Tais fatos são mais comuns do que se pode imaginar. Por exemplo, o advento da máquina fotográfica digital fez muita loja ficar com rolos e mais rolos de filmes fotográficos encalhados em seus estoques. A desatenção ao curso dos hábitos de consumo provocou um fenômeno interessante: algumas empresas que compravam produtos com a nova tecnologia, porque sabiam de seu potencial de vendas, esqueciam-se de diminuir as compras de filmes das máquinas tradicionais, em queda livre de vendas.

Mas produtos fora de moda não são as únicas causas de mico de vendas, como são conhecidos esses casos de produtos cujas vendas perdem de goleada para as compras. O caso das bolachas, que não foi protagonizado por Rubens, pois se o fosse provavelmente resultaria em sua demissão, ilustra o mico de vendas fruto do oportunismo inoportuno...

O comprador recebe uma superoferta duma baita indústria de bolachas. Marca de primeira linha. O movimento na loja está quentíssimo, mês de aniversário. Porém, as bolachas têm prazo de validade de apenas seis dias. O comprador faz um cálculo mandraque, numa calculadora pouco científica e muito volúvel. Conclui: vale comprar... Compra. Daí, no dia em que as bolachas chegam às gôndolas, cai um toró que se estende por mais alguns dias. O movimento da loja reduz bem e as bolachas “morrem” nas gôndolas.

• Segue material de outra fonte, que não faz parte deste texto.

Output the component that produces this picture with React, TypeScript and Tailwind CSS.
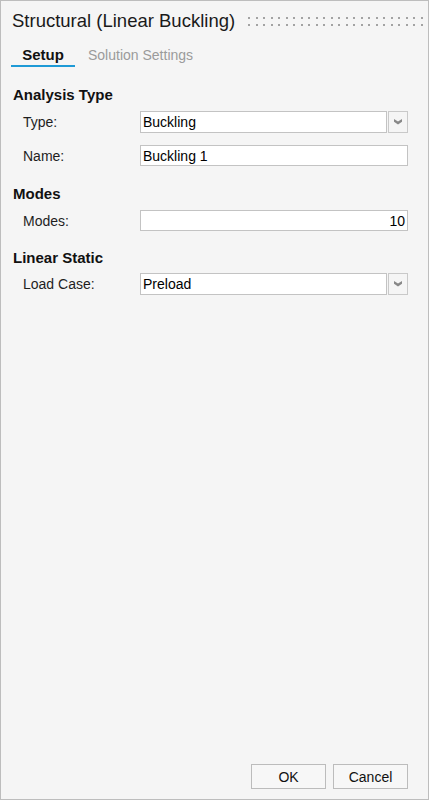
type FieldProps = { label: string; value: string; kind: "select" | "text" | "number" };

function Chevron() {
  return (
    <svg width="8" height="6" viewBox="0 0 8 6">
      <polygon points="0,0 4,2.5 8,0 8,2.8 4,5.5 0,2.8" fill="#888888" />
    </svg>
  );
}

function Grip() {
  const cols = Array.from({ length: 24 }, (_, i) => i);
  return (
    <svg width="176" height="10" viewBox="0 0 176 10" shapeRendering="crispEdges">
      {cols.map((i) => (
        <g key={i} fill="#a3a3a3">
          <rect x={Math.round(i * 7.5)} y="1" width="2" height="2" />
          <rect x={Math.round(i * 7.5)} y="8" width="2" height="2" />
        </g>
      ))}
    </svg>
  );
}

function Field({ label, value, kind }: FieldProps) {
  return (
    <div className="flex items-center">
      <div className="w-[127px] pl-[10px] text-[#1e1e1e]">{label}</div>
      {kind === "select" ? (
        <div className="flex h-[22px] w-[268px] gap-[1px]">
          <div className="flex flex-1 items-center border border-[#c3c3c3] bg-white pl-[2px] text-black">{value}</div>
          <div className="flex w-[20px] items-center justify-center border border-[#c9c9c9] bg-[#f5f5f5]">
            <Chevron />
          </div>
        </div>
      ) : (
        <div
          className={
            kind === "number"
              ? "flex h-[21px] w-[268px] items-center justify-end border border-[#c3c3c3] bg-white pr-[2px] text-black"
              : "flex h-[21px] w-[268px] items-center border border-[#c3c3c3] bg-white pl-[2px] text-black"
          }
        >
          {value}
        </div>
      )}
    </div>
  );
}

export default function App() {
  return (
    <main className="w-[430px] h-[801px] bg-white">
      <div className="flex h-[800px] w-[429px] flex-col border border-[#bdbdbd] bg-[#f5f5f5] font-['Liberation_Sans',Arial,sans-serif] text-[14px] leading-[16px]">
        {/* header */}
        <div className="flex h-[40px] items-center pl-[11px] pr-[4px]">
          <h1 className="text-[18.5px] leading-[22px] text-[#1a1a1a]">Structural (Linear Buckling)</h1>
          <div className="ml-auto flex">
            <Grip />
          </div>
        </div>

        {/* tabs */}
        <div className="flex pl-[10px]">
          <div className="w-[64px] border-b-2 border-[#1e9ad6] pt-[6px] pb-[2px] text-center text-[15px] font-bold text-[#111]">
            Setup
          </div>
          <div className="ml-[13px] pt-[6px] text-[#9b9b9b]">Solution Settings</div>
        </div>

        {/* content */}
        <div className="flex flex-col pl-[12px]">
          <h2 className="mt-[19px] text-[15px] font-bold leading-[18px] text-[#111]">Analysis Type</h2>
          <div className="mt-[7px]">
            <Field label="Type:" value="Buckling" kind="select" />
          </div>
          <div className="mt-[12px]">
            <Field label="Name:" value="Buckling 1" kind="text" />
          </div>

          <h2 className="mt-[19px] text-[15px] font-bold leading-[18px] text-[#111]">Modes</h2>
          <div className="mt-[7px]">
            <Field label="Modes:" value="10" kind="number" />
          </div>

          <h2 className="mt-[18px] text-[15px] font-bold leading-[18px] text-[#111]">Linear Static</h2>
          <div className="mt-[6px]">
            <Field label="Load Case:" value="Preload" kind="select" />
          </div>
        </div>

        {/* footer */}
        <div className="mt-auto flex justify-end gap-[7px] pr-[20px] pb-[10px]">
          <button className="h-[25px] w-[75px] border border-[#bcbcbc] bg-[#f7f7f7] text-[#111]">OK</button>
          <button className="h-[25px] w-[75px] border border-[#bcbcbc] bg-[#f7f7f7] text-[#111]">Cancel</button>
        </div>
      </div>
    </main>
  );
}
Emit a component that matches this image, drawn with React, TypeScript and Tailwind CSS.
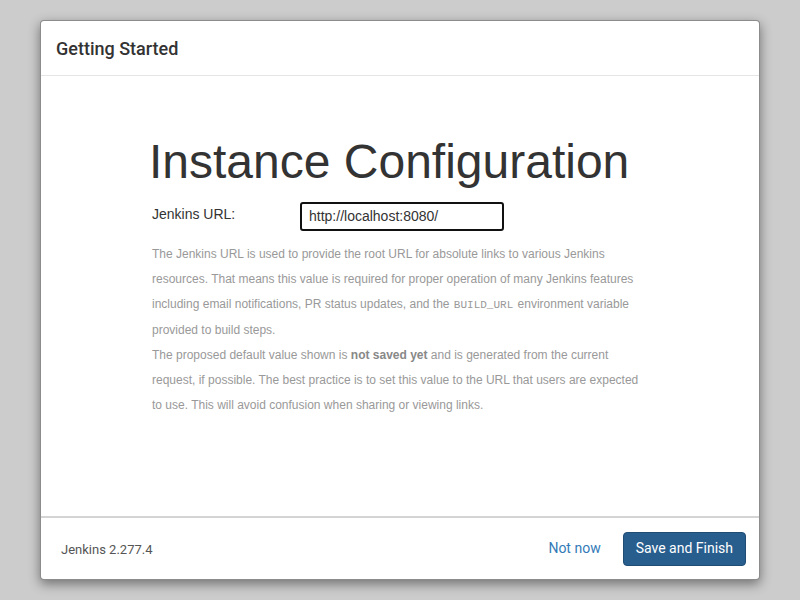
export default function App() {
  return (
    <div className="w-[800px] h-[600px] bg-[#cccccc] pt-[20px] pl-[40px]">
      <div className="w-[720px] h-[560px] bg-white rounded-[4px] border border-[rgba(0,0,0,0.45)] shadow-[0_4px_12px_rgba(0,0,0,0.45)] flex flex-col overflow-hidden">
        <div className="h-[55px] border-b border-[#e5e5e5] flex items-center pl-[15px] shrink-0">
          <h1 className="text-[18px] font-medium text-[#333] font-['Roboto',sans-serif]">Getting Started</h1>
        </div>
        <div className="flex-1 flex flex-col pl-[111px]">
          <div className="w-[500px] pt-[56px]">
            <h2 className="font-['Liberation_Sans',Arial,sans-serif] text-[48px] leading-[60px] text-[#333] -ml-[3px]">Instance Configuration</h2>
            <div className="flex items-center mt-[10px] font-['Liberation_Sans',Arial,sans-serif]">
              <label className="text-[14px] text-[#333] w-[148px] self-start mt-[2px]">Jenkins URL:</label>
              <div className="w-[204px] h-[29px] border-2 border-[#111] rounded-[3px] flex items-center pl-[7px] text-[14px] text-[#333]">http://localhost:8080/</div>
            </div>
            <div className="mt-[11px] font-['Liberation_Sans',Arial,sans-serif] text-[12px] leading-[25.2px] text-[#999] w-[492px]">
              <p>
                The Jenkins URL is used to provide the root URL for absolute links to various Jenkins resources. That means this value is required for proper operation of many Jenkins features including email notifications, PR status updates, and the <code className="font-['Liberation_Mono',monospace] text-[11px] leading-[0] px-[1px]">BUILD_URL</code> environment variable provided to build steps.
              </p>
              <p>
                The proposed default value shown is <strong className="font-bold text-[#888]">not saved yet</strong> and is generated from the current request, if possible. The best practice is to set this value to the URL that users are expected to use. This will avoid confusion when sharing or viewing links.
              </p>
            </div>
          </div>
        </div>
        <div className="h-[63px] border-t-2 border-[#d4d4d4] flex items-center justify-between pl-[20px] pr-[13px] shrink-0 font-['Roboto',sans-serif]">
          <span className="text-[13px] text-[#555] mt-[2px]">Jenkins 2.277.4</span>
          <div className="flex items-center gap-[10px]">
            <button className="text-[14px] text-[#337ab7] px-[12px] py-[6px]">Not now</button>
            <button className="h-[34px] px-[12px] rounded-[4px] bg-[#285e8e] border border-[#204d74] text-white text-[14px]">Save and Finish</button>
          </div>
        </div>
      </div>
    </div>
  );
}
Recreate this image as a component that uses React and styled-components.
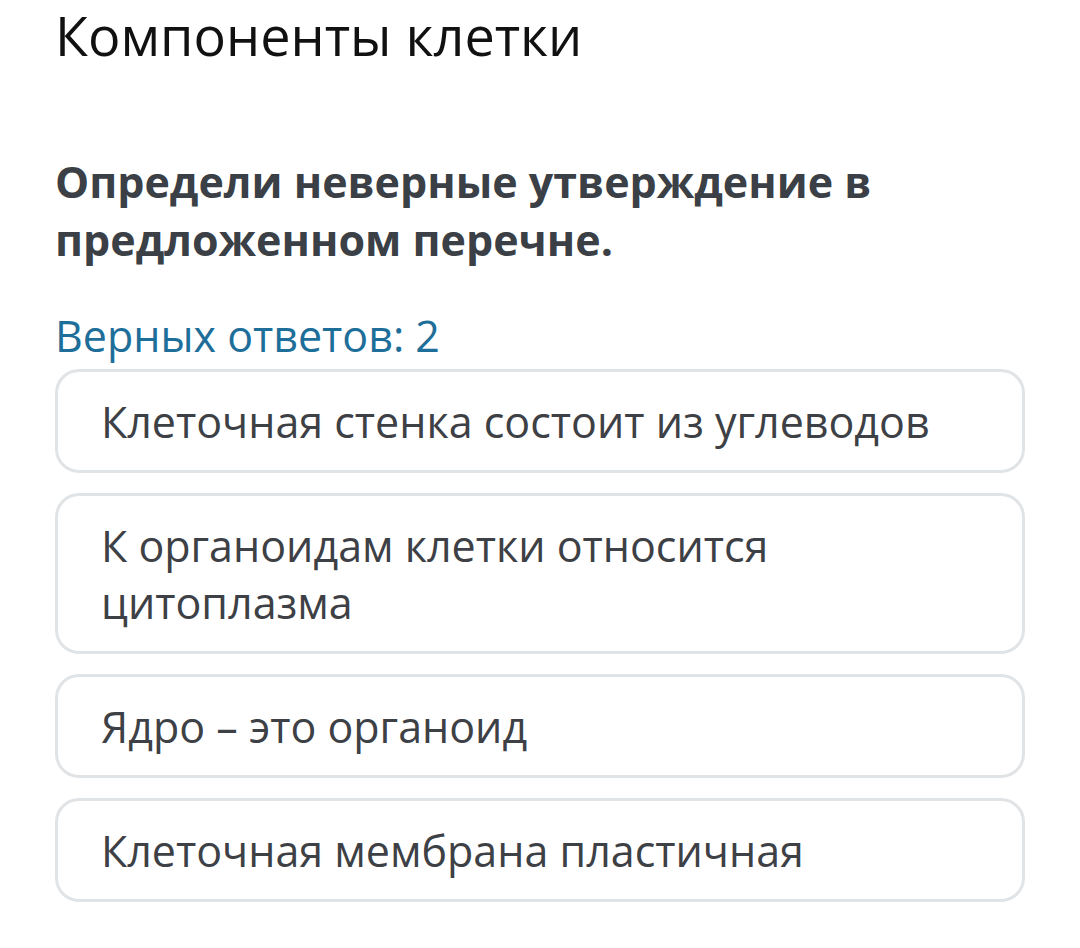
import React from "react";
import styled, { createGlobalStyle } from "styled-components";

const GlobalStyle = createGlobalStyle`
  html, body {
    margin: 0;
    padding: 0;
    background: #fff;
    font-family: "Open Sans", "Noto Sans", sans-serif;
  }
`;

const Page = styled.div`
  width: 1080px;
  height: 948px;
  box-sizing: border-box;
  padding: 0 55px;
  overflow: hidden;
`;

const Title = styled.h1`
  margin: 0;
  padding-top: 2px;
  font-size: 54px;
  line-height: 66px;
  font-weight: 400;
  color: #111;
`;

const Question = styled.h2`
  margin: 85px 0 0;
  font-size: 43px;
  line-height: 58px;
  font-weight: 700;
  color: #3b3f46;
`;

const Counter = styled.div`
  margin-top: 41px;
  font-size: 43px;
  line-height: 52px;
  color: #1d6e99;
`;

const Options = styled.div`
  display: flex;
  flex-direction: column;
  gap: 20px;
  margin-top: 7px;
`;

const Option = styled.div`
  border: 3px solid #e1e4e6;
  border-radius: 24px;
  padding: 21px 43px 20px;
  font-size: 43px;
  line-height: 57px;
  color: #3d4045;
`;

const options = [
  "Клеточная стенка состоит из углеводов",
  "К органоидам клетки относится цитоплазма",
  "Ядро – это органоид",
  "Клеточная мембрана пластичная",
];

export default function App() {
  return (
    <Page>
      <GlobalStyle />
      <Title>Компоненты клетки</Title>
      <Question>Определи неверные утверждение в предложенном перечне.</Question>
      <Counter>Верных ответов: 2</Counter>
      <Options>
        {options.map((o) => (
          <Option key={o}>{o}</Option>
        ))}
      </Options>
    </Page>
  );
}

— Ah, mas a culpa não é dele. Que azar!

Sim, a sorte não estava ao seu lado. Mas será que a culpa foi só da chuva? Não havia um risco excessivo para uma aposta dessa natureza? Será que ele não conhecia a máxima bíblica “o imprevisto sobrevém a todos”? E os institutos de pesquisa meteorológica?... Tudo bem, querer que o comprador saiba até isso talvez seja demais... Mas talvez, não... Enfim, esse comprador não foi demitido. Afinal, errar é humano, mas teve de trabalhar bastante depois para recompor a margem da seção. Como era tão bom quanto Rubens, reparou e fez muito mais depois... Finais felizes são sempre preferíveis.

Por Wágner Hilário
Fonte: Revista SuperHiper fevereiro de 2011.